Manchmal hat es den Anschein, es könnte sich demnächst vielleicht eventuell entspannen.  Zum Beispiel, wenn der Focus online schreibt, dass bei 80 Prozent der offiziellen Covid-Toten Corona wohl nicht die Todesursache ist (30. August 2021) und der Uckermark Kurier heute  über gehäufte Impfdurchbrüche in Pflegeheimen (in Bad Doberan inzwischen mit mehr als zehn Toten) berichtet und sich der Epidemiologe Emil Reisinger von der Universitätsmedizin Rostock deshalb für eine neue gesetzliche Impfregelung für Mitarbeiter in sensiblen Bereichen ausgesprochen hat.
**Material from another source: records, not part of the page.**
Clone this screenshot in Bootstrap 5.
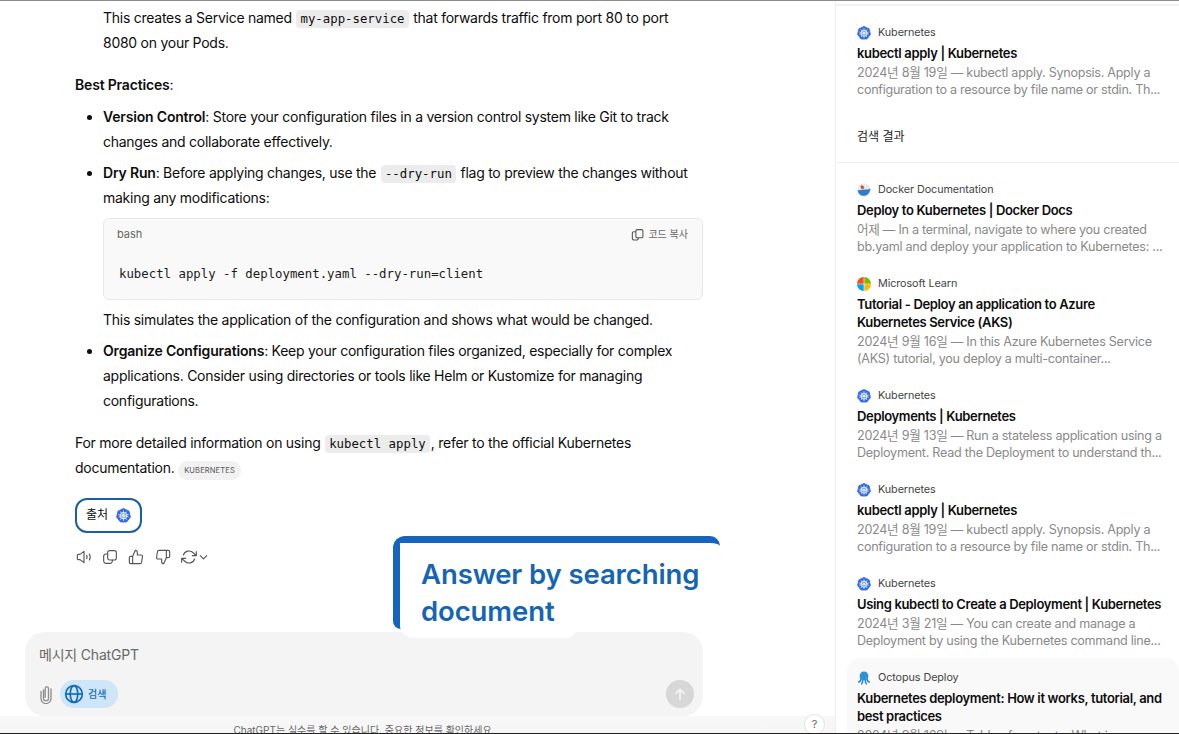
<!DOCTYPE html>
<html lang="ko">
<head>
    <meta charset="UTF-8">
    <meta name="viewport" content="width=device-width, initial-scale=1.0">
    <title>ChatGPT</title>
    <link href="https://cdn.jsdelivr.net/npm/bootstrap@5.3.2/dist/css/bootstrap.min.css" rel="stylesheet">
    <style>
        html, body { height: 100%; overflow: hidden; }
        body { background: #fff; color: #0d0d0d; font-family: Inter, "Noto Sans CJK KR", sans-serif; }
        .app { height: 734px; border-top: 1px solid #8c8c8c; border-bottom: 1.5px solid #222; position: relative; overflow: hidden; }
        .chat-col { width: 835px; flex: none; }
        .chat-scroll { padding: 4px 132px 0 75px; font-size: 14px; letter-spacing: -.26px; line-height: 25px; overflow: hidden; }
        .chat-scroll p { margin: 0; }
        .chat-scroll .para-gap { margin-top: 17px; }
        .chat-scroll ul { margin: 7px 0 0; padding-left: 28px; }
        .chat-scroll li { margin-top: 6px; }
        .chat-scroll li:first-child { margin-top: 0; }
        .chat-scroll strong { font-weight: 600; letter-spacing: -.18px; }
        .mono { font-family: "DejaVu Sans Mono", monospace; font-size: 12.35px; letter-spacing: 0; line-height: 1; }
        code.mono { color: #0d0d0d; background: #ececec; border-radius: 4px; padding: 2px 4px; margin: 0 1px; }
        .code-box { margin: 7.5px 0 7.5px; height: 82px; background: #f9f9f9; border: 1px solid #e8e8e8; border-radius: 6px; padding: 0 14px 0 13px; }
        .code-head { height: 31px; font-size: 11px; letter-spacing: 0; color: #666; padding-top: 1px; }
        .code-head span { font-size: 10px; }
        code.code-line { display: block; background: none; padding: 0; margin: 14px 0 0 2px; line-height: 20px; color: #1a1a1a; }
        .cite-pill { display: inline-block; background: #f2f2f2; color: #555; border-radius: 10px; font-size: 7.5px; letter-spacing: .15px; line-height: 19px; padding: 0 6px; margin-left: 0; }
        .source-btn { width: 67px; height: 35px; margin-top: 17.5px; border: 2px solid #1a5fa8; border-radius: 12px; font-size: 12px; background: #fff; color: #0d0d0d; padding: 0; }
        .msg-actions { margin-top: 14px; height: 20px; gap: 10.2px; margin-left: 1px; color: #555; }
        .msg-actions svg { width: 16px; height: 16px; fill: none; stroke: currentColor; stroke-width: 1.7; stroke-linecap: round; stroke-linejoin: round; }
        .msg-actions svg.chev { width: 11px; margin-left: 1px; stroke-width: 2.4; }
        .composer { width: 678px; height: 84px; margin-left: 25px; background: #f4f4f4; border-radius: 20px; padding: 13px 9px 8px 13px; flex: none; }
        .composer-input { font-size: 14px; letter-spacing: -.2px; padding-left: 1px; color: #686868; line-height: 20px; }
        .search-pill { height: 28px; margin-left: 2px; background: #cfe5f8; color: #0f6cbd; border-radius: 14px; padding: 0 12px 0 4px; font-size: 10px; gap: 4px; font-weight: 500; }
        .send-btn { width: 28px; height: 28px; background: #d7d7d7; border-radius: 50%; }
        .foot-note { flex: none; height: 17px; overflow: hidden; padding-top: 5px; width: 728px; font-size: 10px; line-height: 18px; color: #666; text-align: center; }
        .chat-fade { background: linear-gradient(#fff, #f6f6f6); }
        .help-dot { position: absolute; left: 804px; top: 713px; width: 21px; height: 21px; border: 1px solid #e3e3e3; border-radius: 50%; font-size: 11px; line-height: 19px; text-align: center; color: #666; background: #fff; }
        .side-col { width: 344px; flex: none; border-left: 1.5px solid #eee; overflow: hidden; }
        .side-band { height: 2px; margin: 3px 0 7px; background: #f1f1f1; }
        .side-head { padding: 20px 0 15px 21px; font-size: 12px; line-height: 20px; color: #222; border-bottom: 1.5px solid #eee; margin-bottom: 7px; }
        .src-item { margin-left: 11px; padding: 10px 10px 9.5px; border-radius: 14px 14px 0 0; }
        .src-item.hovered { background: #f9f9f9; }
        .src-label { height: 20px; font-size: 10.8px; letter-spacing: -.08px; color: #444; gap: 7px; }
        .src-label svg { width: 14px; height: 14px; flex: none; }
        .src-title { margin-top: 1px; max-width: 306px; font-size: 13px; letter-spacing: -.34px; line-height: 18px; font-weight: 600; color: #0d0d0d; }
        .src-text { margin-top: 1.5px; font-size: 12.6px; letter-spacing: -.28px; line-height: 17px; color: #8a8a8a; }
        .note-callout { position: absolute; left: 393px; top: 535px; width: 327px; height: 93px; border-top: 7px solid #1565c0; border-left: 7px solid #1565c0; border-radius: 12px 10px 0 8px; }
        .note-text { width: 178px; height: 95px; background: #fff; border-radius: 0 0 14px 14px; position: relative; }
        .note-label { position: absolute; left: 21px; top: 13px; width: 295px; font-size: 27.5px; letter-spacing: -.1px; line-height: 37px; font-weight: 600; color: #1565b4; }
    </style>
</head>
<body>
    <svg width="0" height="0" class="position-absolute">
        <symbol id="kube" viewBox="0 0 24 24">
            <path d="M12 .8 20.8 5l2.2 9.6-6.100 7.700H7.100L1 14.600 3.200 5z" fill="#326ce5" stroke="#326ce5" stroke-width="1.500" stroke-linejoin="round"/>
            <circle cx="12" cy="12.300" r="5.200" fill="none" stroke="#fff" stroke-width="1.500"/>
            <path d="M12 4.500v15.500M4.500 10.500l15 3.600M19.500 10.500l-15 3.600M7.200 6.300l9.600 12M16.800 6.300l-9.600 12" stroke="#fff" stroke-width="1.100" stroke-linecap="round"/>
        </symbol>
    </svg>

    <div class="app d-flex">
        <div class="chat-col d-flex flex-column">
            <div class="chat-scroll flex-grow-1">
                <p class="ms-4 ps-1">This creates a Service named <code class="mono">my-app-service</code> that forwards traffic from port 80 to port 8080 on your Pods.</p>
                <p class="para-gap"><strong>Best Practices</strong>:</p>
                <ul>
                    <li><strong>Version Control</strong>: Store your configuration files in a version control system like Git to track changes and collaborate effectively.</li>
                    <li><strong>Dry Run</strong>: Before applying changes, use the <code class="mono">--dry-run</code> flag to preview the changes without making any modifications:
                        <div class="code-box">
                            <div class="code-head d-flex justify-content-between align-items-center">
                                bash
                                <span class="d-flex align-items-center gap-1">
                                    <svg width="13" height="13" viewBox="0 0 24 24" fill="none" stroke="#555" stroke-width="2" stroke-linejoin="round"><rect x="9" y="3" width="13" height="15" rx="2.500"/><path d="M9 7H5a2.500 2.500 0 0 0-2.500 2.500v10A2.500 2.500 0 0 0 5 22h6a2.500 2.500 0 0 0 2.500-2.500V18"/></svg>
                                    코드 복사
                                </span>
                            </div>
                            <code class="mono code-line">kubectl apply -f deployment.yaml --dry-run=client</code>
                        </div>
                        This simulates the application of the configuration and shows what would be changed.
                    </li>
                    <li><strong>Organize Configurations</strong>: Keep your configuration files organized, especially for complex applications. Consider using directories or tools like Helm or Kustomize for managing configurations.</li>
                </ul>
                <p class="para-gap">For more detailed information on using <code class="mono">kubectl apply</code>, refer to the official Kubernetes documentation. <span class="cite-pill">KUBERNETES</span></p>
                <button type="button" class="source-btn btn d-flex align-items-center justify-content-center gap-2">출처 <svg width="15" height="15"><use href="#kube"/></svg></button>
                <div class="msg-actions d-flex align-items-center">
                    <svg viewBox="0 0 24 24"><path d="M12 3.500v17l-6-4.500H3.500a1.500 1.500 0 0 1-1.500-1.500v-5A1.500 1.500 0 0 1 3.500 8H6zM16 9.500c1 1.500 1 3.500 0 5M20 7.500c1.600 2.700 1.600 6.300 0 9"/></svg>
                    <svg viewBox="0 0 24 24"><rect x="8.500" y="2.500" width="13" height="14" rx="3"/><path d="M8.500 7.500H6A3.500 3.500 0 0 0 2.500 11v7A3.500 3.500 0 0 0 6 21.500h6a3.500 3.500 0 0 0 3.500-3.500v-1.500"/></svg>
                    <svg viewBox="0 0 24 24"><path d="M14 9V5a3 3 0 0 0-3-3l-4 9v11h11.280a2 2 0 0 0 2-1.700l1.380-9a2 2 0 0 0-2-2.300zM7 22H4a2 2 0 0 1-2-2v-7a2 2 0 0 1 2-2h3"/></svg>
                    <svg viewBox="0 0 24 24"><path d="M10 15v4a3 3 0 0 0 3 3l4-9V2H5.720a2 2 0 0 0-2 1.700l-1.380 9a2 2 0 0 0 2 2.300zm7-13h2.670A2.310 2.310 0 0 1 22 4v7a2.310 2.310 0 0 1-2.330 2H17"/></svg>
                    <span class="d-flex align-items-center">
                        <svg viewBox="0 0 24 24"><path d="M23 4v6h-6M1 20v-6h6M3.510 9a9 9 0 0 1 14.850-3.360L23 10M1 14l4.640 4.360A9 9 0 0 0 20.490 15"/></svg>
                        <svg viewBox="0 0 24 24" class="chev"><path d="M5 9l7 7 7-7"/></svg>
                    </span>
                </div>
            </div>
            <div class="chat-fade">
                <div class="bg-white">
                    <div class="composer d-flex flex-column justify-content-between">
                        <div class="composer-input">메시지 ChatGPT</div>
                        <div class="d-flex align-items-center justify-content-between">
                            <div class="d-flex align-items-center gap-1">
                                <svg width="16" height="20" viewBox="0 0 16 24" fill="none" stroke="#8e8e8e" stroke-width="1.600" stroke-linecap="round"><path d="M5 7v10a3 3 0 0 0 6 0V5.500a2 2 0 0 0-4 0V16M2 9v8.500a6 6 0 0 0 12 0V6"/></svg>
                                <div class="search-pill d-flex align-items-center">
                                    <svg width="20" height="20" viewBox="0 0 24 24" fill="none" stroke="#0f6cbd" stroke-width="2"><circle cx="12" cy="12" r="10"/><ellipse cx="12" cy="12" rx="4.500" ry="10"/><path d="M2 12h20"/></svg>
                                    검색
                                </div>
                            </div>
                            <div class="send-btn d-flex align-items-center justify-content-center">
                                <svg width="14" height="14" viewBox="0 0 24 24" fill="none" stroke="#f4f4f4" stroke-width="3" stroke-linecap="round" stroke-linejoin="round"><path d="M12 21V4M5 11l7-7 7 7"/></svg>
                            </div>
                        </div>
                    </div>
                </div>
                <div class="foot-note">ChatGPT는 실수를 할 수 있습니다. 중요한 정보를 확인하세요.</div>
            </div>
        </div>

        <div class="side-col">
            <div class="side-band"></div>
            <div class="src-item">
                <div class="src-label d-flex align-items-center"><svg><use href="#kube"/></svg>Kubernetes</div>
                <div class="src-title">kubectl apply | Kubernetes</div>
                <div class="src-text">2024년 8월 19일 — kubectl apply. Synopsis. Apply a configuration to a resource by file name or stdin. Th...</div>
            </div>
            <div class="side-head">검색 결과</div>
            <div class="src-item">
                <div class="src-label d-flex align-items-center">
                    <svg viewBox="0 0 24 24"><circle cx="12" cy="12" r="11.500" fill="#e6ebf0"/><path d="M1 12c3 1 5 0 6-.5l10-.5c2 0 4-.5 6-1.500-.5 7-5 12.500-11 12.500S2 18 1 12z" fill="#2f7fc8"/><path d="M6 5c3-1.500 5 0 6 2 1 1 0 3-1 3H7z" fill="#d9442e"/></svg>
                    Docker Documentation
                </div>
                <div class="src-title">Deploy to Kubernetes | Docker Docs</div>
                <div class="src-text">어제 — In a terminal, navigate to where you created bb.yaml and deploy your application to Kubernetes: ...</div>
            </div>
            <div class="src-item">
                <div class="src-label d-flex align-items-center">
                    <svg viewBox="0 0 24 24"><path d="M11.500 11.500V0A11.500 11.500 0 0 0 0 11.500z" fill="#f25022"/><path d="M12.500 11.500V0A11.500 11.500 0 0 1 24 11.500z" fill="#7fba00"/><path d="M11.500 12.500V24A11.500 11.500 0 0 1 0 12.500z" fill="#00a4ef"/><path d="M12.500 12.500V24A11.500 11.500 0 0 0 24 12.500z" fill="#ffb900"/></svg>
                    Microsoft Learn
                </div>
                <div class="src-title">Tutorial - Deploy an application to Azure Kubernetes Service (AKS)</div>
                <div class="src-text">2024년 9월 16일 — In this Azure Kubernetes Service (AKS) tutorial, you deploy a multi-container...</div>
            </div>
            <div class="src-item">
                <div class="src-label d-flex align-items-center"><svg><use href="#kube"/></svg>Kubernetes</div>
                <div class="src-title">Deployments | Kubernetes</div>
                <div class="src-text">2024년 9월 13일 — Run a stateless application using a Deployment. Read the Deployment to understand th...</div>
            </div>
            <div class="src-item">
                <div class="src-label d-flex align-items-center"><svg><use href="#kube"/></svg>Kubernetes</div>
                <div class="src-title">kubectl apply | Kubernetes</div>
                <div class="src-text">2024년 8월 19일 — kubectl apply. Synopsis. Apply a configuration to a resource by file name or stdin. Th...</div>
            </div>
            <div class="src-item">
                <div class="src-label d-flex align-items-center"><svg><use href="#kube"/></svg>Kubernetes</div>
                <div class="src-title">Using kubectl to Create a Deployment | Kubernetes</div>
                <div class="src-text">2024년 3월 21일 — You can create and manage a Deployment by using the Kubernetes command line...</div>
            </div>
            <div class="src-item hovered">
                <div class="src-label d-flex align-items-center">
                    <svg viewBox="0 0 24 24"><circle cx="12" cy="8.500" r="7.500" fill="#2f8fd8"/><path d="M7 12c0 4-1 6-4 7M10 14c0 3-.5 6-2 8M14 14c0 3 .5 6 2 8M17 12c0 4 1 6 4 7" fill="none" stroke="#2f8fd8" stroke-width="2.800" stroke-linecap="round"/></svg>
                    Octopus Deploy
                </div>
                <div class="src-title">Kubernetes deployment: How it works, tutorial, and best practices</div>
                <div class="src-text">2024년 9월 16일 — Table of contents. What is a Kubernetes deployment...</div>
            </div>
        </div>

        <div class="help-dot">?</div>
        <div class="note-callout">
            <div class="note-text"></div>
            <div class="note-label">Answer by searching document</div>
        </div>
    </div>

    <script src="https://cdn.jsdelivr.net/npm/bootstrap@5.3.2/dist/js/bootstrap.bundle.min.js"></script>
</body>
</html>
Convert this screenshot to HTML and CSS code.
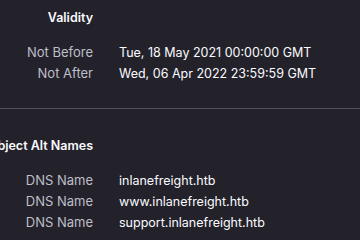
FILE: index.html
```html
<!DOCTYPE html>
<html lang="en">
<head>
    <meta charset="UTF-8">
    <title>Certificate</title>
    <link rel="stylesheet" href="styles.css">
</head>
<body>

<!-- Validity -->
<div class="section first">
    <div class="row head">
        <span class="label">Validity</span>
    </div>
    <div class="rows">
        <div class="row"><span class="label">Not Before</span><span class="value">Tue, 18 May 2021 00:00:00 GMT</span></div>
        <div class="row"><span class="label">Not After</span><span class="value">Wed, 06 Apr 2022 23:59:59 GMT</span></div>
    </div>
</div>

<!-- Subject Alt Names -->
<div class="section">
    <div class="row head">
        <span class="label">Subject Alt Names</span>
    </div>
    <div class="rows">
        <div class="row"><span class="label">DNS Name</span><span class="value">inlanefreight.htb</span></div>
        <div class="row"><span class="label">DNS Name</span><span class="value">www.inlanefreight.htb</span></div>
        <div class="row"><span class="label">DNS Name</span><span class="value">support.inlanefreight.htb</span></div>
    </div>
</div>

</body>
</html>
```

FILE: styles.css
```css
/* Estilo general */
body {
    margin: 0;
    background-color: #23222b;
    color: #fbfbfe;
    font-family: Inter, "Noto Sans", sans-serif;
    font-size: 13px;
    overflow: hidden;
}
.section {
    padding: 27px 0 3px;
    border-top: 1px solid #52525e;
}
.section.first {
    padding: 8px 0 24px;
    border-top: none;
}
.row {
    display: grid;
    grid-template-columns: 93px 1fr;
    column-gap: 26px;
    line-height: 21px;
}
.row .label {
    text-align: right;
    color: #bfbfc9;
    white-space: nowrap;
    direction: rtl;
}
.head {
    line-height: 20px;
}
.head .label {
    color: #fbfbfe;
    font-size: 12.5px;
    font-weight: 600;
}
.rows {
    margin-top: 14px;
}
.value {
    font-size: 12.5px;
    white-space: nowrap;
}
```
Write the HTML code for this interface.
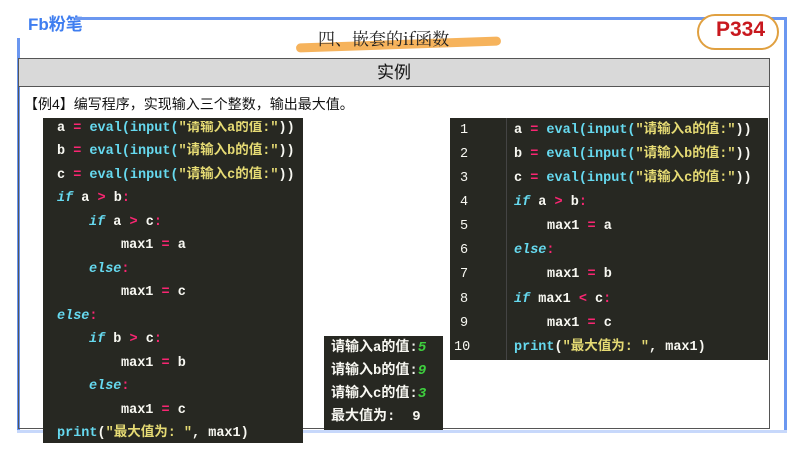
<!DOCTYPE html>
<html><head><meta charset="utf-8"><style>
*{margin:0;padding:0;box-sizing:border-box}
body{width:800px;height:450px;background:#fff;position:relative;overflow:hidden;font-family:"Liberation Sans","Noto Sans CJK SC",sans-serif}
.a{position:absolute}
.code{background:#272822;font-family:"Liberation Mono","Noto Sans CJK SC",monospace;font-size:13.5px;color:#f8f8f2;font-weight:bold}
.code div{position:absolute;white-space:pre;line-height:16px;height:16px}
.p{color:#f92672}.c{color:#66d9ef}.s{color:#e6db74}.k{color:#66d9ef;font-style:italic}.g{color:#3ecf3e;font-style:italic}
</style></head><body>
<div class="a" style="left:28px;top:10px;font-size:17px;font-weight:bold;color:#3f7ef0">Fb粉笔</div>
<div class="a" style="left:75px;top:17px;width:712px;height:3px;background:#6b97f0"></div>
<div class="a" style="left:17px;top:38px;width:3px;height:395px;background:#6b97f0"></div>
<div class="a" style="left:784px;top:17px;width:3px;height:416px;background:#6b97f0"></div>
<div class="a" style="left:17px;top:430px;width:770px;height:3px;background:#c7d8fb"></div>
<div class="a" style="left:296px;top:40px;width:205px;height:9px;background:#f4a640;border-radius:5px;transform:rotate(-2deg);opacity:.85"></div>
<div class="a" style="left:318px;top:27px;font-size:17px;font-family:'Noto Serif CJK SC',serif;color:#222;line-height:22px">四、嵌套的if函数</div>
<div class="a" style="left:697px;top:14px;width:82px;height:36px;border:2px solid #e0a040;border-radius:20px;background:#fff"></div>
<div class="a" style="left:716px;top:18px;font-size:21px;font-weight:bold;color:#c8181e">P334</div>
<div class="a" style="left:18px;top:58px;width:752px;height:29px;background:#d9d9d9;border:1px solid #555;text-align:center;font-size:17px;line-height:27px;color:#111">实例</div>
<div class="a" style="left:18px;top:86px;width:752px;height:343px;border:1px solid #555;border-top:none"></div>
<div class="a" style="left:24px;top:94px;font-size:14px;color:#111">【例4】编写程序，实现输入三个整数，输出最大值。</div>
<div class="a code" style="left:43px;top:121px;width:260px;height:322px;">
<div style="left:14px;top:0px"><span>a</span> <span class="p">=</span> <span class="c">eval(input(</span><span class="s">"请输入a的值:"</span>))</div>
<div style="left:14px;top:23px">b <span class="p">=</span> <span class="c">eval(input(</span><span class="s">"请输入b的值:"</span>))</div>
<div style="left:14px;top:47px">c <span class="p">=</span> <span class="c">eval(input(</span><span class="s">"请输入c的值:"</span>))</div>
<div style="left:14px;top:70px"><span class="k">if</span> a <span class="p">&gt;</span> b<span class="p">:</span></div>
<div style="left:46px;top:94px"><span class="k">if</span> a <span class="p">&gt;</span> c<span class="p">:</span></div>
<div style="left:78px;top:117px">max1 <span class="p">=</span> a</div>
<div style="left:46px;top:141px"><span class="k">else</span><span class="p">:</span></div>
<div style="left:78px;top:164px">max1 <span class="p">=</span> c</div>
<div style="left:14px;top:188px"><span class="k">else</span><span class="p">:</span></div>
<div style="left:46px;top:211px"><span class="k">if</span> b <span class="p">&gt;</span> c<span class="p">:</span></div>
<div style="left:78px;top:235px">max1 <span class="p">=</span> b</div>
<div style="left:46px;top:258px"><span class="k">else</span><span class="p">:</span></div>
<div style="left:78px;top:282px">max1 <span class="p">=</span> c</div>
<div style="left:14px;top:305px"><span class="c">print</span>(<span class="s">"最大值为: "</span>, max1)</div>
</div>
<div class="a" style="left:43px;top:118px;width:260px;height:3px;background:#272822"></div>
<div class="a code" style="left:450px;top:118px;width:318px;height:242px">
<div style="left:56px;top:0;width:1px;height:242px;background:#444"></div>
<div style="left:10px;top:5px;font-weight:normal">1</div>
<div style="left:10px;top:29px;font-weight:normal">2</div>
<div style="left:10px;top:53px;font-weight:normal">3</div>
<div style="left:10px;top:77px;font-weight:normal">4</div>
<div style="left:10px;top:101px;font-weight:normal">5</div>
<div style="left:10px;top:125px;font-weight:normal">6</div>
<div style="left:10px;top:149px;font-weight:normal">7</div>
<div style="left:10px;top:174px;font-weight:normal">8</div>
<div style="left:10px;top:198px;font-weight:normal">9</div>
<div style="left:4px;top:222px;font-weight:normal">10</div>
<div style="left:64px;top:5px">a <span class="p">=</span> <span class="c">eval(input(</span><span class="s">"请输入a的值:"</span>))</div>
<div style="left:64px;top:29px">b <span class="p">=</span> <span class="c">eval(input(</span><span class="s">"请输入b的值:"</span>))</div>
<div style="left:64px;top:53px">c <span class="p">=</span> <span class="c">eval(input(</span><span class="s">"请输入c的值:"</span>))</div>
<div style="left:64px;top:77px"><span class="k">if</span> a <span class="p">&gt;</span> b<span class="p">:</span></div>
<div style="left:97px;top:101px">max1 <span class="p">=</span> a</div>
<div style="left:64px;top:125px"><span class="k">else</span><span class="p">:</span></div>
<div style="left:97px;top:149px">max1 <span class="p">=</span> b</div>
<div style="left:64px;top:174px"><span class="k">if</span> max1 <span class="p">&lt;</span> c<span class="p">:</span></div>
<div style="left:97px;top:198px">max1 <span class="p">=</span> c</div>
<div style="left:64px;top:222px"><span class="c">print</span>(<span class="s">"最大值为: "</span>, max1)</div>
</div>
<div class="a code" style="left:324px;top:336px;width:119px;height:94px;font-size:14px">
<div style="left:7px;top:4px">请输入a的值:<span class="g">5</span></div>
<div style="left:7px;top:27px">请输入b的值:<span class="g">9</span></div>
<div style="left:7px;top:50px">请输入c的值:<span class="g">3</span></div>
<div style="left:7px;top:73px">最大值为:  9</div>
</div>
</body></html>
Es ist unglaublich. Immer wieder finden sich Leute, die sich trotz augenscheinlicher Wiedersprüche vor den Karren spannen lassen.

Die Impfquote – welch Vokabular – unter den Heimbewohnern beträgt 94 Prozent, die unter dem Personal 70 Prozent. Nun frage ich mich, wer ist denn erkrankt und wer stirbt? Die Ungeimpften? Ich fürchte „nein“. Die Ungeimpften aber, das geht aus dem Subtext hervor, haben die Seuche eingeschleppt. Logisch.
Auch im Neunbrandenburger Bonhoeffer-Klinikum sind 13 Covid-Fälle aufgetreten. Wer ist dafür verantwortlich? Der UckermarkKurier schreibt: „Das Krankenhaus vermutet, dass eine ungeimpfte Mitarbeiterin das Virus eingeschleppt hat“. Ich frage mich, wie kann das gehen? Die wird doch mit Sicherheit jeden Tag getestet. Im Gegensatz zu ihren geimpften Kollegen.

Was kommt beim Leser an? Diese billige Meinungsmache …

Mein Osteopath meint, viele Leute bekämen schon mit, was hier gespielt wird – er erzählt von seinem Chef, der aber keinen Rückzieher machen kann, weil er dann entblößt dasteht und wohl fürchtet, seinen gut bezahlten Posten zu verlieren. Wie sagte Hans Joachim Maaz bei seinem Vortrag in der Malchower Kirche: Der Narzist kann und wird keinen Fehler zugeben. Offenbar ist unsere Gesellschaft noch viel, viel narzistischer als ich es je für möglich gehalten habe.

Und selbst wenn solche Ungeheuerlichkeiten wie die 80 Prozent, die offenbar – oh, wir Verschwörungstheoretiker – gar nicht an Corona gestorben sind, plötzlich in den Mainstreammedien publik gemacht also zugegeben werden, dann passiert gar nichts. Das wird überlesen, ignoriert … oder was???? Ich verstehe es nicht. Das ist doch ´ne Bombe (die wievielte inzwischen?), die alles hochgehen lassen müsste.

Macht sie aber nicht. Sie bewirkt gar nicht.

Da kann ich nur den Kopf schütteln. Und echt auch mal wütend werden. Eineinhalb Jahre kämpfe ich hier und meine Freunde, Familie, Kollegen, Vorbilder die machen alles mit, die nicken alles ab. Hatten die keinen Geschichtsunterricht? Sind die gutgläubig? Uninformiert? Bestrebt nicht aufzufallen? Egoistisch? Ah nein, das bin ja ich – weil ich mich nicht impfen lasse … Scheiße!!!